How the US election could impact the energy transition
Be prepared for policy disruption
The US has long been subject to material policy inconsistency through presidential election cycles. Most recently, the Biden administration reversed a series of Trump-era energy and climate policies, signed into law the landmark Inflation Reduction Act (IRA), which has spurred $200bn of investment in clean energy manufacturing, strengthened regulations on several dirty economic activities, and is undergoing efforts to mandate climate data reporting.
Now, with the 2024 elections approaching and the recent confirmation of Kamala Harris as the presidential candidate for the Democrat Party, the US clean energy market is again subject to policy disruption.
As corporates and investors seek future resiliency for their business and investment decisions, it is important to understand what sections of the US clean energy policy may substantially change with the elections, and which may stay intact.
Regardless of who becomes president, the IRA is unlikely to be repealed and will continue to be a key piece of legislation facilitating the development of clean energy in the US. Meanwhile, onshoring key technologies and strengthening critical mineral supply chains will be a priority for both candidates. Streamlining permitting processes for energy projects will also have bipartisan support.
But there will still be differences in how Harris and Trump handle energy policymaking. We will unpack the policy differences in the four possible scenarios. In a nutshell, incentives for electric vehicles (EVs) and various clean energy loan programmes are at high risk of being scaled back under a Trump presidency, while incentives for technologies such as hydrogen and carbon capture and storage (CCS) would be less impacted. Renewable energy can get continued tax credits, though efforts toward grid modernisation would be weakened with Trump in the White House.

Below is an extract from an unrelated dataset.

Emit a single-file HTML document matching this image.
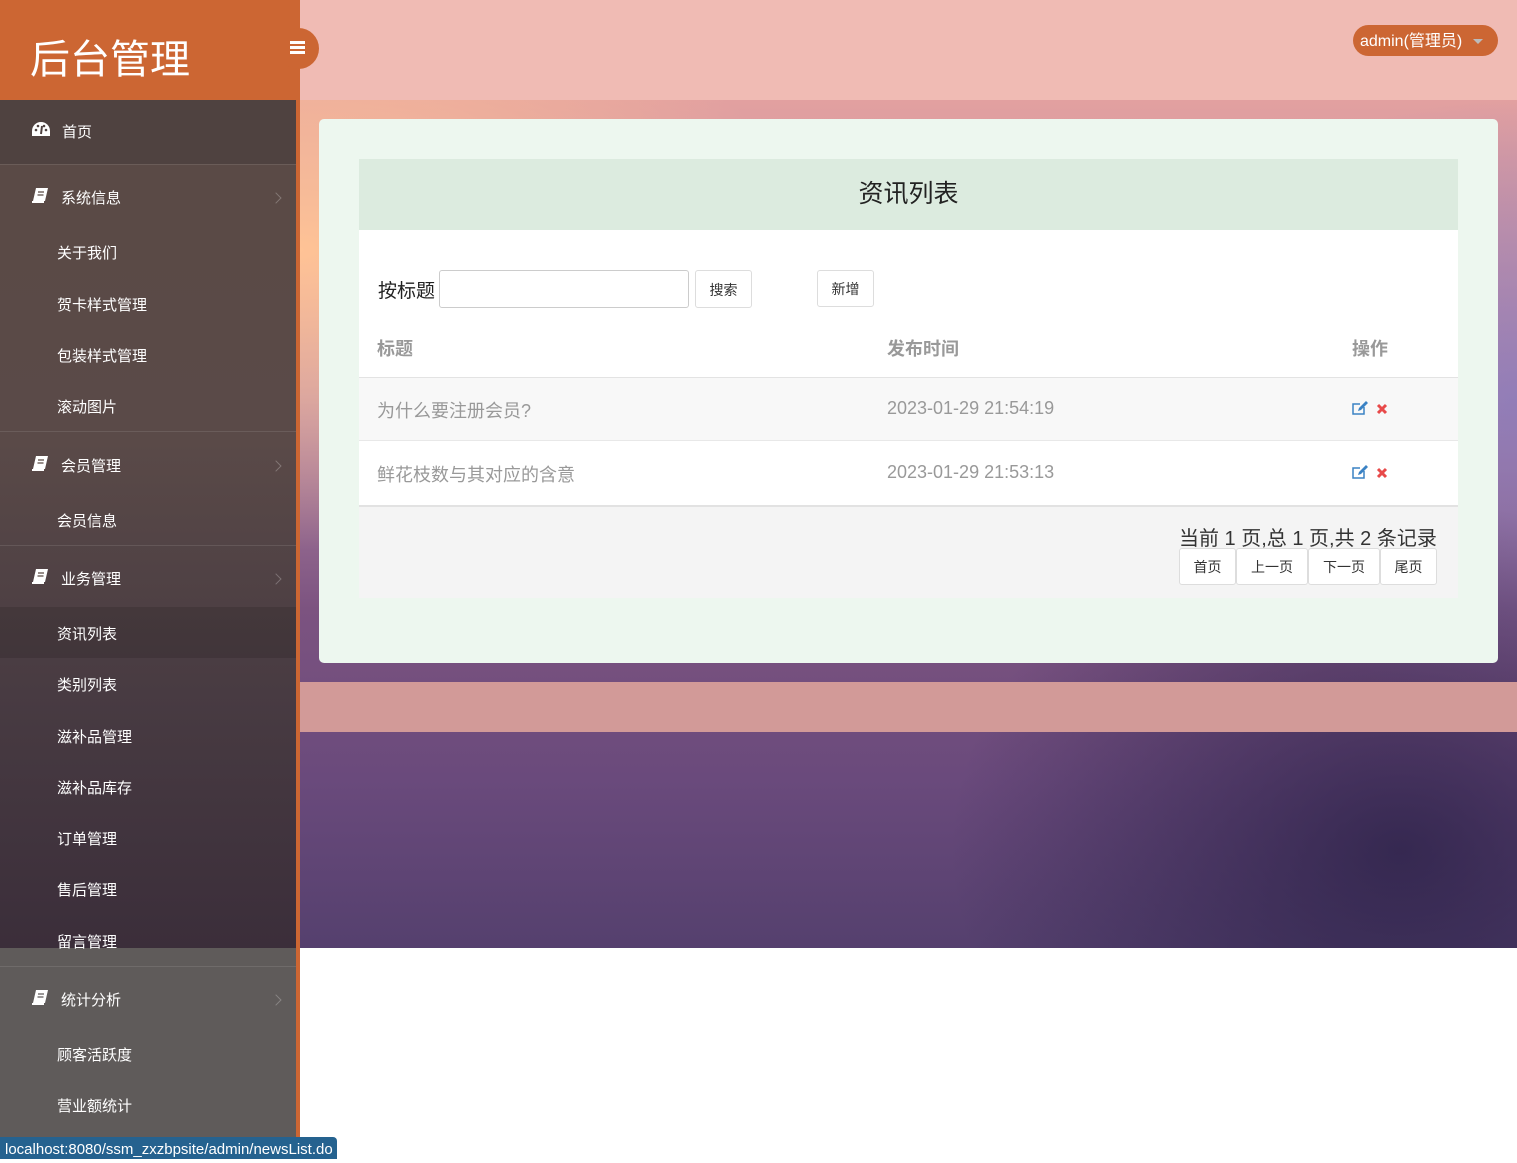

With most parts of the economy deploying clean technology right now, the US is undergoing a structural change where it is difficult to “cancel” the energy transition. But the big question is how much election cycles will affect the speed of the transition. Understanding the policy dynamics and underlying divers can help companies future-proof their businesses.
How to contextualise the energy transition under fiscal deficit concerns and weak investment in the US
The fiscal deficit is set to exceed 6% again this year despite the economy recording robust growth with low unemployment. Neither candidate appears to be proposing policies that will return government borrowing to a more sustainable position quickly, so net interest costs look set to soar in an environment of higher interest rates. Should debt sustainability concerns come to the fore and spending cuts are required, major projects will be vulnerable.
The IRA is no doubt having and will continue to have a profound impact on the energy, infrastructure, and manufacturing sectors, among others. However, the size of the IRA is not large enough to have had a meaningful impact on the general investment environment. It might take longer for the positive impact to be reflected on a larger scale.